Select the host for which you want to view the registry cache.
Click the host’s Packages icon (click the arrow next to the host’s name to display it).
Click View Cache in the task pane.
From the drop-down list, select the package you want to look up in the registry cache.
If you want to view the latest information from the Registry Manager, deselect the Use stale cache check box, then click Lookup.

Details of the hosts where the module is installed are displayed in order according to their position in the Framework hierarchy. Information shown includes the Framework agent name, IP address, port number, and whether the host has the primary manager component installed (indicated by 1 in the Primary column) or not (indicated by 0).
(Optional) To clear the registry cache, click Clear Cache.

This marks the cache as stale, and it is automatically updated by the Registry Manager.
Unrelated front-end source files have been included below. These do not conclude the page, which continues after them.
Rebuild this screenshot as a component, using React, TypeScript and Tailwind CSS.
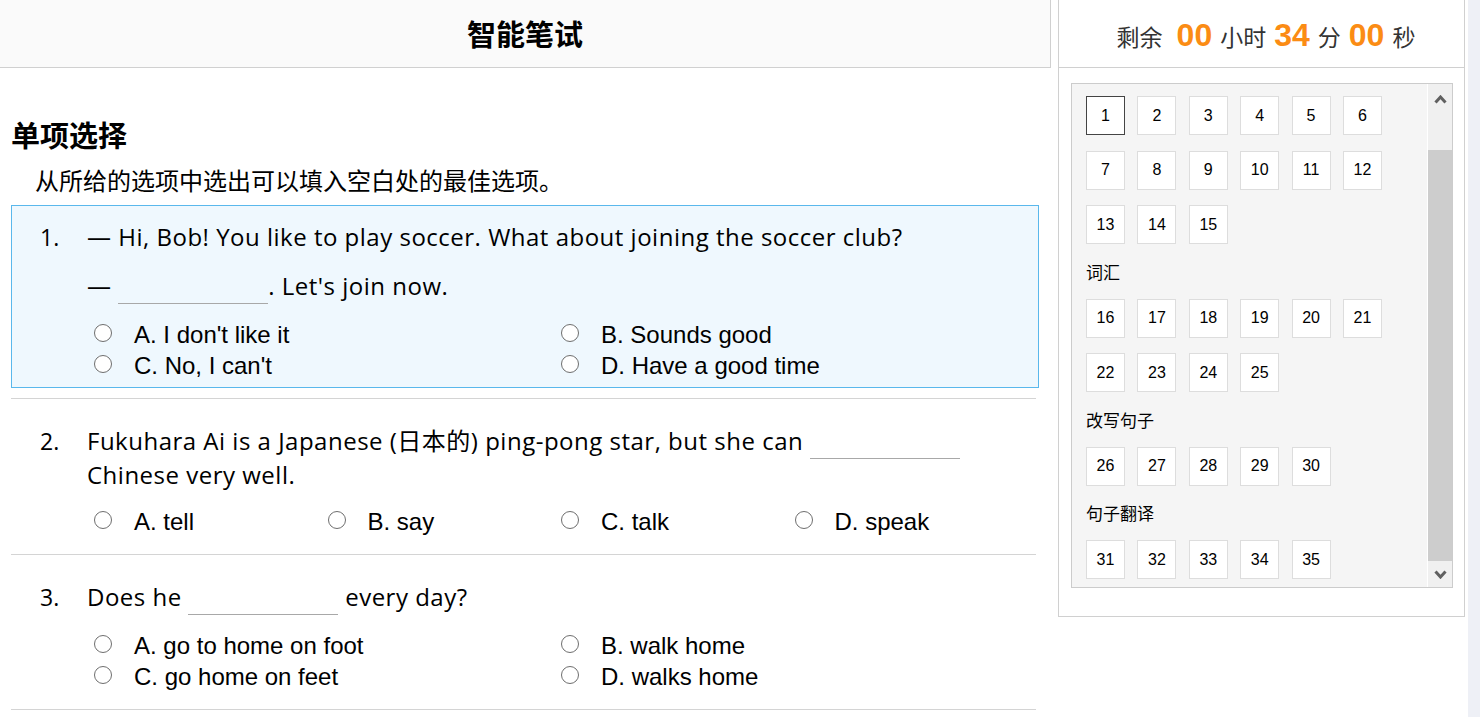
import React from "react";

type Opt = { label: string };

function Blank() {
  return <span className="relative top-[9px] inline-block w-[150px] h-px bg-[#a8a8a8]" />;
}

function Radio() {
  return <span className="inline-block w-[18px] h-[18px] mb-[3px] mr-[22px] shrink-0 rounded-full border border-[#6e6e6e] bg-white" />;
}

function Question({
  n,
  active,
  cols,
  options,
  optionsGap,
  children,
}: {
  n: number;
  active?: boolean;
  cols: 2 | 4;
  options: Opt[];
  optionsGap: string;
  children: React.ReactNode;
}) {
  return (
    <>
      <div
        className={
          active
            ? "border border-[#5ab8ec] bg-[#eff8fe] pl-[28px] pt-[14px] pb-[6px]"
            : "border border-transparent pl-[28px] pt-[14px] pb-[6px]"
        }
      >
        <div className="flex">
          <div className="w-[47px] shrink-0 text-[23px] leading-[34px] text-black font-['Open_Sans','Noto_Sans_CJK_SC',sans-serif]">
            {n}.
          </div>
          <div className="flex-1">
            <div className="text-[24px] leading-[34px] tracking-[0.5px] text-black font-['Open_Sans','Noto_Sans_CJK_SC',sans-serif]">
              {children}
            </div>
            <div
              className={
                (cols === 2 ? "grid grid-cols-2 " : "grid grid-cols-4 ") +
                optionsGap +
                " ml-[7px] w-[934px] font-['Liberation_Sans',Arial,sans-serif] text-[24px] leading-[31px] text-black"
              }
            >
              {options.map((o) => (
                <label key={o.label} className="flex items-center h-[31px]">
                  <Radio />
                  <span>{o.label}</span>
                </label>
              ))}
            </div>
          </div>
        </div>
      </div>
      <div className="my-[10px] w-[1025px] h-px bg-[#d4d4d4]" />
    </>
  );
}

const sections: { label: string | null; nums: number[] }[] = [
  { label: null, nums: Array.from({ length: 15 }, (_, i) => i + 1) },
  { label: "词汇", nums: Array.from({ length: 10 }, (_, i) => i + 16) },
  { label: "改写句子", nums: Array.from({ length: 5 }, (_, i) => i + 26) },
  { label: "句子翻译", nums: Array.from({ length: 5 }, (_, i) => i + 31) },
];

function Chevron({ up }: { up?: boolean }) {
  return (
    <svg width="13" height="9" viewBox="0 0 13 9">
      <polyline
        points={up ? "1.5,7.5 6.5,2 11.5,7.5" : "1.5,1.5 6.5,7 11.5,1.5"}
        fill="none"
        stroke="#606060"
        strokeWidth="3"
      />
    </svg>
  );
}

export default function App() {
  return (
    <div className="flex min-h-screen bg-white">
      <div className="w-[1051px] shrink-0">
        <header className="h-[68px] bg-[#fafafa] border-b border-r border-[#d0d0d0] flex items-center justify-center">
          <h1 className="text-[29px] font-bold text-black font-['Noto_Sans_CJK_SC',sans-serif]">智能笔试</h1>
        </header>
        <div className="pl-[11px] pr-[12px]">
          <h2 className="mt-[48px] text-[29px] leading-[36px] font-bold text-black font-['Noto_Sans_CJK_SC',sans-serif]">
            单项选择
          </h2>
          <p className="mt-[12px] pl-[24px] text-[24px] leading-[32px] text-black font-['Noto_Sans_CJK_SC',sans-serif]">
            从所给的选项中选出可以填入空白处的最佳选项。
          </p>
          <div className="mt-[9px]">
            <Question
              n={1}
              active
              cols={2}
              optionsGap="mt-[16px]"
              options={[
                { label: "A. I don't like it" },
                { label: "B. Sounds good" },
                { label: "C. No, I can't" },
                { label: "D. Have a good time" },
              ]}
            >
              <div>— Hi, Bob! You like to play soccer. What about joining the soccer club?</div>
              <div className="mt-[15px]">
                — <Blank />. Let's join now.
              </div>
            </Question>
            <Question
              n={2}
              cols={4}
              optionsGap="mt-[14px]"
              options={[{ label: "A. tell" }, { label: "B. say" }, { label: "C. talk" }, { label: "D. speak" }]}
            >
              Fukuhara Ai is a Japanese (日本的) ping-pong star, but she can <Blank />
              <br />
              Chinese very well.
            </Question>
            <Question
              n={3}
              cols={2}
              optionsGap="mt-[16px]"
              options={[
                { label: "A. go to home on foot" },
                { label: "B. walk home" },
                { label: "C. go home on feet" },
                { label: "D. walks home" },
              ]}
            >
              Does he <Blank /> every day?
            </Question>
          </div>
        </div>
      </div>

      <aside className="ml-[7px] w-[407px] h-[617px] shrink-0 border-l border-r border-b border-[#d0d0d0]">
        <div className="h-[68px] border-b border-[#d0d0d0] flex items-center justify-center pt-[3px] pl-[9px] font-['Noto_Sans_CJK_SC',sans-serif] text-[#333]">
          <div className="flex items-baseline">
            <span className="text-[23px]">剩余</span>
            <span className="ml-[14px] text-[32px] font-bold text-[#fb8c14] font-['Liberation_Sans',Arial,sans-serif]">00</span>
            <span className="ml-[8px] text-[23px]">小时</span>
            <span className="ml-[8px] text-[32px] font-bold text-[#fb8c14] font-['Liberation_Sans',Arial,sans-serif]">34</span>
            <span className="ml-[8px] text-[23px]">分</span>
            <span className="ml-[8px] text-[32px] font-bold text-[#fb8c14] font-['Liberation_Sans',Arial,sans-serif]">00</span>
            <span className="ml-[8px] text-[23px]">秒</span>
          </div>
        </div>
        <div className="mt-[15px] ml-[12px] mr-[11px] h-[505px] border border-[#cccccc] bg-[#f5f5f5] flex overflow-hidden">
          <div className="flex-1 pl-[14px] pt-[12px]">
            {sections.map((s, si) => (
              <div key={si}>
                {s.label && (
                  <div className="mt-[15.5px] mb-[15px] text-[17px] leading-[24px] text-black font-['Noto_Sans_CJK_SC',sans-serif]">
                    {s.label}
                  </div>
                )}
                <div className="grid grid-cols-[repeat(6,39px)] gap-x-[12.4px] gap-y-[15.5px]">
                  {s.nums.map((n) => (
                    <div
                      key={n}
                      className={
                        n === 1
                          ? "h-[39px] flex items-center justify-center bg-white border border-[#444] text-[16px] text-black font-['Liberation_Sans',Arial,sans-serif]"
                          : "h-[39px] flex items-center justify-center bg-white border border-[#dddddd] text-[16px] text-black font-['Liberation_Sans',Arial,sans-serif]"
                      }
                    >
                      {n}
                    </div>
                  ))}
                </div>
              </div>
            ))}
          </div>
          <div className="w-[25px] shrink-0 border-l border-white bg-[#f0f0f0] flex flex-col">
            <div className="h-[29px] flex items-center justify-center pt-[1px]">
              <Chevron up />
            </div>
            <div className="h-[37px]" />
            <div className="h-[411px] bg-[#cdcdcd]" />
            <div className="flex-1 flex items-center justify-center">
              <Chevron />
            </div>
          </div>
        </div>
      </aside>

      <div className="ml-auto w-[12px] bg-[#eef0f6]" />
    </div>
  );
}
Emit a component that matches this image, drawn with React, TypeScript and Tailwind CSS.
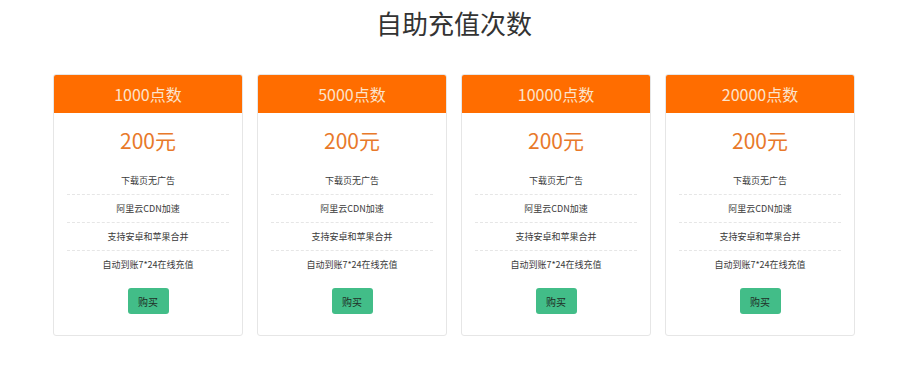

You can also clear the cache by using the Clear Cache option in the task pane.
Click Close.

Clearing the Registry Cache

Novell Support might advise you to try clearing the registry cache if you have communication problems among Privileged User Manager components. The registry cache is held by the Registry Agent and contains a list of manager and agents in your Framework, copied from the Registry Manager. See Managing the Registry Cache for more details.

Click Hosts on the home page of the console.

The navigation pane displays the current hierarchy for your Framework.
Select the host for which you want to clear the registry cache.
Click the host’s Packages icon (click the arrow next to the host’s name to display it).
Click Clear Cache in the task pane.

The registry cache is marked as stale and is updated by the Registry Manager. You can also clear the registry cache by using the View Cache option (see Viewing the Registry Cache).

3.9.6 Time Synchronization

All agents should be configured to use a Network Time Protocol (NTP) server. Agents must have their time synchronized with the primary registry manager so that the time difference is less than two hours.

If the time difference is greater than two hours, the agent can appear offline and Command Control requests can fail.